§ Task:
Within the records below, find each line that holds the string "Give", then copy it.

§ Data for this task:
***

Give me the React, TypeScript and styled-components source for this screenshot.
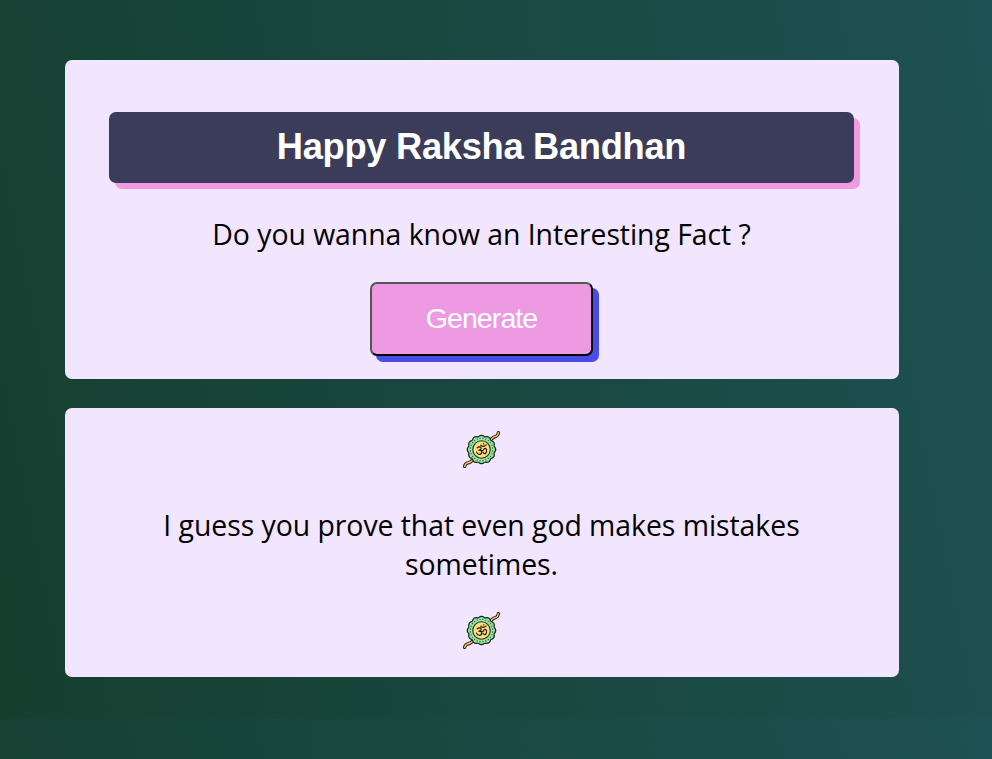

***

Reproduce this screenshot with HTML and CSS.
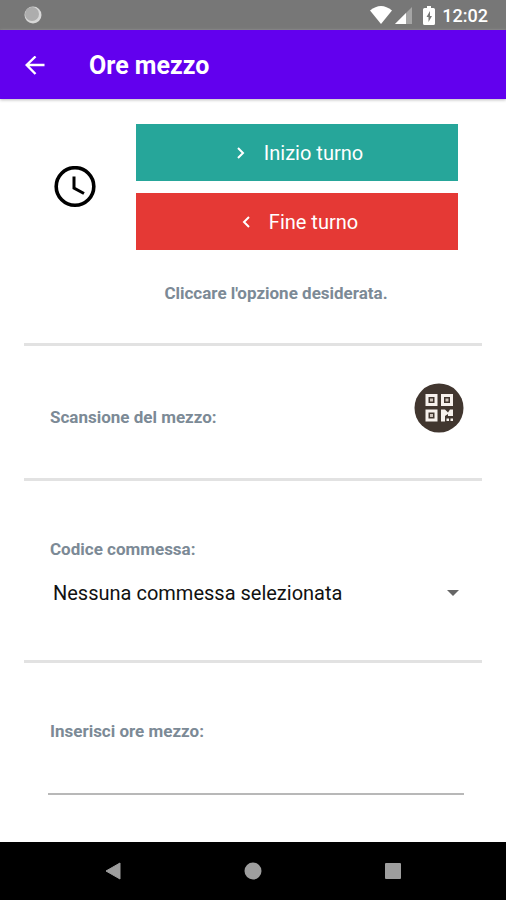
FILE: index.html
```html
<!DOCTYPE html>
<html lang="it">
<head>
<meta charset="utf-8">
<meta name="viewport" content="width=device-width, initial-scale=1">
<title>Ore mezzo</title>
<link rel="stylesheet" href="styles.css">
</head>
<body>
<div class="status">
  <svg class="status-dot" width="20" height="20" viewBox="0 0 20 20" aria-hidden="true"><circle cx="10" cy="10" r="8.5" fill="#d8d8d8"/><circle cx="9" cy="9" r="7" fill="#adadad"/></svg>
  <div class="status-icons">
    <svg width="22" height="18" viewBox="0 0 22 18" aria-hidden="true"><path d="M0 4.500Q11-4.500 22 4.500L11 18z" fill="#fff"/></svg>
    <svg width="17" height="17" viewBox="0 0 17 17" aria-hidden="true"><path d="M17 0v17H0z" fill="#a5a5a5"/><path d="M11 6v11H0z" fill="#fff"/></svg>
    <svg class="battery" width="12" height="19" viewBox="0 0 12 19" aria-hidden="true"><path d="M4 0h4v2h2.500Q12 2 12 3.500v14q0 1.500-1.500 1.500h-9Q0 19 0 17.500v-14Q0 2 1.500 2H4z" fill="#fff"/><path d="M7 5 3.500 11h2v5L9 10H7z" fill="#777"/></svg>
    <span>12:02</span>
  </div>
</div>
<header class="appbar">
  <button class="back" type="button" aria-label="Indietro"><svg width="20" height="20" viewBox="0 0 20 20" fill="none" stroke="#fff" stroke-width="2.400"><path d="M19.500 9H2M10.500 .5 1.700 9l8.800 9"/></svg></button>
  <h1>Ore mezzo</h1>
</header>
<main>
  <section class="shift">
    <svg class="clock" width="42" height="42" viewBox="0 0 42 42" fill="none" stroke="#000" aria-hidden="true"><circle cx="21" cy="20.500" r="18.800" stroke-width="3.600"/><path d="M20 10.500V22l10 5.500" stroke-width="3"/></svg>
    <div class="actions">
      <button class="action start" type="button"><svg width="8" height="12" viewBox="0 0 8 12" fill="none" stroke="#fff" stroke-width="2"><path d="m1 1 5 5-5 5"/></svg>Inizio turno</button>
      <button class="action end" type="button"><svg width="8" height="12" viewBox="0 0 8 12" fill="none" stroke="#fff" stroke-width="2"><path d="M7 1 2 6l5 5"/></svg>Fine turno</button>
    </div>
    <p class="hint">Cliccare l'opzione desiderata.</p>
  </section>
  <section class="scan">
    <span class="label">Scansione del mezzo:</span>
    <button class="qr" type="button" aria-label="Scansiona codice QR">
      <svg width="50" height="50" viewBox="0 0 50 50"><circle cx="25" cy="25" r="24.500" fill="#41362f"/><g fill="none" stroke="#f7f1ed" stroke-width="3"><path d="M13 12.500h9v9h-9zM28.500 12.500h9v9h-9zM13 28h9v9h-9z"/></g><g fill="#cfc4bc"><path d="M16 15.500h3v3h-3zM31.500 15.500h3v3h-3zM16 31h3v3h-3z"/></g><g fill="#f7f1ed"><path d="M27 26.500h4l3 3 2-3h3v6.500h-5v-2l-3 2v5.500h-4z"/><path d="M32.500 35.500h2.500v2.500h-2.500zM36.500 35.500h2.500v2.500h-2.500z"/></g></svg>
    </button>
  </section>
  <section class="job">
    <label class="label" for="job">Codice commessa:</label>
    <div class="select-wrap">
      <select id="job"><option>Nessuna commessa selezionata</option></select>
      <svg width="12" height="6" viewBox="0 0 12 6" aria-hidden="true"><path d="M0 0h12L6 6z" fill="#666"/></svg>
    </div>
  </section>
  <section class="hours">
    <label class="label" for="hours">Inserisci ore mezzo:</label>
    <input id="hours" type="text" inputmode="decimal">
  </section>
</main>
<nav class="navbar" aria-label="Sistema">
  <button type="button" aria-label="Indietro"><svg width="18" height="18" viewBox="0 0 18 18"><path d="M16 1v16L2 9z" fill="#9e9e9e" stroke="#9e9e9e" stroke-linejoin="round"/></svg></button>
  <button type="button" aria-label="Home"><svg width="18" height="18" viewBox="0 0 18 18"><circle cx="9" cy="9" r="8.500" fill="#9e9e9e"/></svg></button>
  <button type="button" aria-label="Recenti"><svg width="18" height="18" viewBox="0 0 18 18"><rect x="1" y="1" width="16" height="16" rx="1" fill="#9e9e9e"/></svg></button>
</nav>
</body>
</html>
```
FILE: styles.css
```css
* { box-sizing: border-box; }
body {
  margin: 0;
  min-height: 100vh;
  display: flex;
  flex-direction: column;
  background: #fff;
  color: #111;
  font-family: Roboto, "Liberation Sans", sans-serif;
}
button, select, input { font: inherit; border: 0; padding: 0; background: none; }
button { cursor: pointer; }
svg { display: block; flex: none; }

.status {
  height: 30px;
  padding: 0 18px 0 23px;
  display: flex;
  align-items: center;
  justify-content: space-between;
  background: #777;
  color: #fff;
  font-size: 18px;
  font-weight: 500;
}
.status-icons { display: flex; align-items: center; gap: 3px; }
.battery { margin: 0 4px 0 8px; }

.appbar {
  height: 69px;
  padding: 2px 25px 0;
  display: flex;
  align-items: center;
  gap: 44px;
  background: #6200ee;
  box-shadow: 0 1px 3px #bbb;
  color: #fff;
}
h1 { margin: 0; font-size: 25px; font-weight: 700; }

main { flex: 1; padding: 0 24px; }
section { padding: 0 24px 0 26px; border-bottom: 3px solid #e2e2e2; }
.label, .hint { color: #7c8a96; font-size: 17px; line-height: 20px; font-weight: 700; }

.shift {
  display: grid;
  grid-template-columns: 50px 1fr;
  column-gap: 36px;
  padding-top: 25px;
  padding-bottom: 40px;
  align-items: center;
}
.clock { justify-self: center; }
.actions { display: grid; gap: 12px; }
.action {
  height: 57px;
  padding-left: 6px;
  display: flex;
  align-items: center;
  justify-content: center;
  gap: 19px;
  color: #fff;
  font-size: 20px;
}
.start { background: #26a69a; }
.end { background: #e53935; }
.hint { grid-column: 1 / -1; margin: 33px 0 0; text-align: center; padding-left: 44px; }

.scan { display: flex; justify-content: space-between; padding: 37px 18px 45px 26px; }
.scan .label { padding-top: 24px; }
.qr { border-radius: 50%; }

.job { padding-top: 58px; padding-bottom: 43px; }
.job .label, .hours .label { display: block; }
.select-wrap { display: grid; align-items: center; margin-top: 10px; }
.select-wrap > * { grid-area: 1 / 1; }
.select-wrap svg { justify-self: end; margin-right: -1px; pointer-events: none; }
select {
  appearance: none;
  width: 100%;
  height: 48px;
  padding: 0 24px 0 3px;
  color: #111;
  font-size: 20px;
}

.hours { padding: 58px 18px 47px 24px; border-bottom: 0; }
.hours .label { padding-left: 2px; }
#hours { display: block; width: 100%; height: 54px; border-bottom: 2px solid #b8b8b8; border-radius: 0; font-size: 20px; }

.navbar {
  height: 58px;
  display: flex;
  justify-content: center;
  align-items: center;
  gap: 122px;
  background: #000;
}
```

***

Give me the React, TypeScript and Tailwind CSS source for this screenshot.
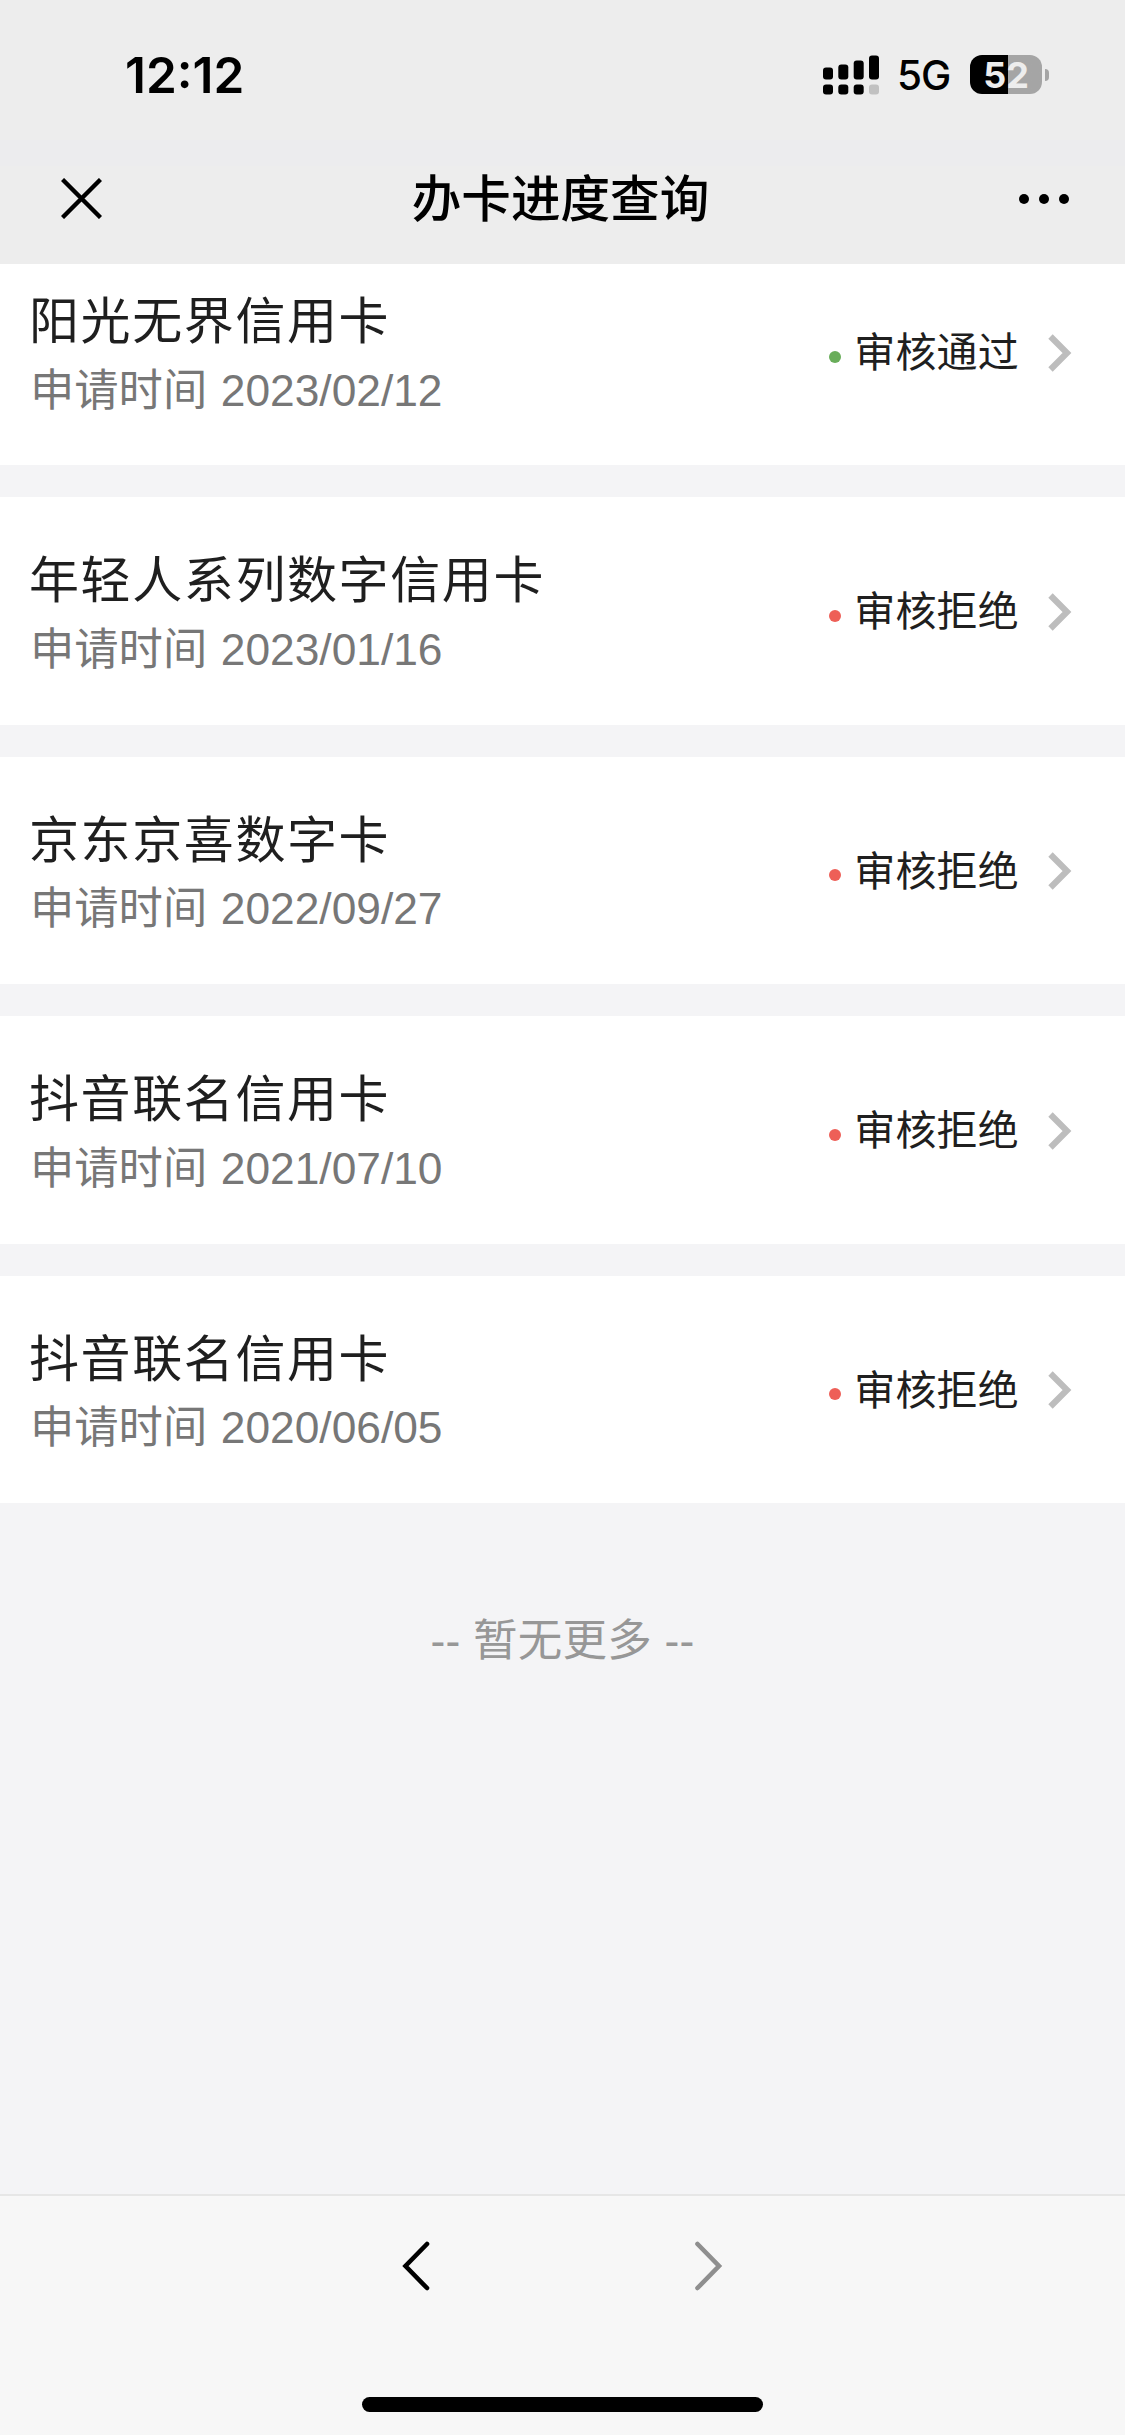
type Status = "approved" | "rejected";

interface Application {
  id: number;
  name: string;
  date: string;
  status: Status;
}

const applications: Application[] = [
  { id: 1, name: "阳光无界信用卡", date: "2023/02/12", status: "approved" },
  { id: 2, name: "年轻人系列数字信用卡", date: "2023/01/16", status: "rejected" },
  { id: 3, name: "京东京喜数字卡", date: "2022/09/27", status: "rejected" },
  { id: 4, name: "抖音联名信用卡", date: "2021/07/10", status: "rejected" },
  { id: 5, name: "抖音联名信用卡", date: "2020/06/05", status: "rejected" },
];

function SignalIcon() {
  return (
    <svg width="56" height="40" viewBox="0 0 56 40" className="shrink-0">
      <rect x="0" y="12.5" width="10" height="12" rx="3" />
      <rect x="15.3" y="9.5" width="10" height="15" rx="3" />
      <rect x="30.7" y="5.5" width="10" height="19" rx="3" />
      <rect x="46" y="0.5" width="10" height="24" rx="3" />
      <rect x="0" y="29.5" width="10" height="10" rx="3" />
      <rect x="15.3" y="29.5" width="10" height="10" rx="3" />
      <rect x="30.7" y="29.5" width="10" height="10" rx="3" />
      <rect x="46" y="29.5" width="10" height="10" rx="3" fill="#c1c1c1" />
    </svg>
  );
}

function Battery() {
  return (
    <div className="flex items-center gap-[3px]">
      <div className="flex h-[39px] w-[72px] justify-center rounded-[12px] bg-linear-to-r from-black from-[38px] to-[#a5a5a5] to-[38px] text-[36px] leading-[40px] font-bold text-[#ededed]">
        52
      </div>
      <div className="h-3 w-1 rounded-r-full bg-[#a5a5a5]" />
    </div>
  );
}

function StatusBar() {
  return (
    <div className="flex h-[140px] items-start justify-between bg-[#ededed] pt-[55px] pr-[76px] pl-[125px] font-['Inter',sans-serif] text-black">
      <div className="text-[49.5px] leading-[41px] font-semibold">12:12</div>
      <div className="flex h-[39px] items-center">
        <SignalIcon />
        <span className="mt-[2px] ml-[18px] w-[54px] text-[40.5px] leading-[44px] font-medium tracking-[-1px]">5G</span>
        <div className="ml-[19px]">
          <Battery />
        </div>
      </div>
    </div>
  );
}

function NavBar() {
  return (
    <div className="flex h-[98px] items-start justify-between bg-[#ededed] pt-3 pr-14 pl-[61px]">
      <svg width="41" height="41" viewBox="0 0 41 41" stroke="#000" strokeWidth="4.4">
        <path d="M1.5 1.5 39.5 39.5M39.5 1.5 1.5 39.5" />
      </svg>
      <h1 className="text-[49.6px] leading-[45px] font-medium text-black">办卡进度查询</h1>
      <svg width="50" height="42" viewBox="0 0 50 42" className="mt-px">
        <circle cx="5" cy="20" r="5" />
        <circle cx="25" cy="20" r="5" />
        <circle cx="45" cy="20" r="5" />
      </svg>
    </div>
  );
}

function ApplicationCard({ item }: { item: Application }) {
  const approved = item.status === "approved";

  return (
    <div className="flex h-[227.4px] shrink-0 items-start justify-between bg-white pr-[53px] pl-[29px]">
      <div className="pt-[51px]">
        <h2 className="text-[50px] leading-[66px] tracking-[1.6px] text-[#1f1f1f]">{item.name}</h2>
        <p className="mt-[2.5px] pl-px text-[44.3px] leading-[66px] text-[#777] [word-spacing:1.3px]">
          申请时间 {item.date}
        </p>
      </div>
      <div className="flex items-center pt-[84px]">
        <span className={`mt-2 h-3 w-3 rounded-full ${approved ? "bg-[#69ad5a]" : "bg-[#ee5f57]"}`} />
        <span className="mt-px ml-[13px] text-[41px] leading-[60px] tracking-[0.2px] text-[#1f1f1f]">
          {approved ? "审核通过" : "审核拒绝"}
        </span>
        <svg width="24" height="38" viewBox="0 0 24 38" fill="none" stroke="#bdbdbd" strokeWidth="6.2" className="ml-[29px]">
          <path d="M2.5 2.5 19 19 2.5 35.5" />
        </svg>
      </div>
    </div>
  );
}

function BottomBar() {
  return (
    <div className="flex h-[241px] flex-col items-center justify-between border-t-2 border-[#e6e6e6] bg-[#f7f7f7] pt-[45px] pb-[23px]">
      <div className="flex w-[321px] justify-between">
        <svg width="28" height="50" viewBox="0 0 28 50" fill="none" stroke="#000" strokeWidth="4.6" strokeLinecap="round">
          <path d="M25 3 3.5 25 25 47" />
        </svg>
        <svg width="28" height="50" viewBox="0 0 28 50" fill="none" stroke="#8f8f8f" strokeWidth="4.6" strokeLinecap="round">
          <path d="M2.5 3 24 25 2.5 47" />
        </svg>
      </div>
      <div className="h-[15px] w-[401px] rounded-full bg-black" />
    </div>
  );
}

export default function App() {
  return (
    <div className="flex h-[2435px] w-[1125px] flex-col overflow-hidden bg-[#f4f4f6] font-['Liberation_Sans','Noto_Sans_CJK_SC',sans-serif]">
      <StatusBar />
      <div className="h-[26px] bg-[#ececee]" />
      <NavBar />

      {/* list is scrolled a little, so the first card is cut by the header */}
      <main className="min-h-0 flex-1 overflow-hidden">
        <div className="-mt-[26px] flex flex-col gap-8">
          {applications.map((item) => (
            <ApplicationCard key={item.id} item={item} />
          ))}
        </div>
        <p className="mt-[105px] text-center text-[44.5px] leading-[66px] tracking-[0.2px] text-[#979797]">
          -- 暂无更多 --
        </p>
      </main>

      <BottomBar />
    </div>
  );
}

***

§ Answer below:
Give me the React, TypeScript and styled-components source for this screenshot.
Give me the React, TypeScript and Tailwind CSS source for this screenshot.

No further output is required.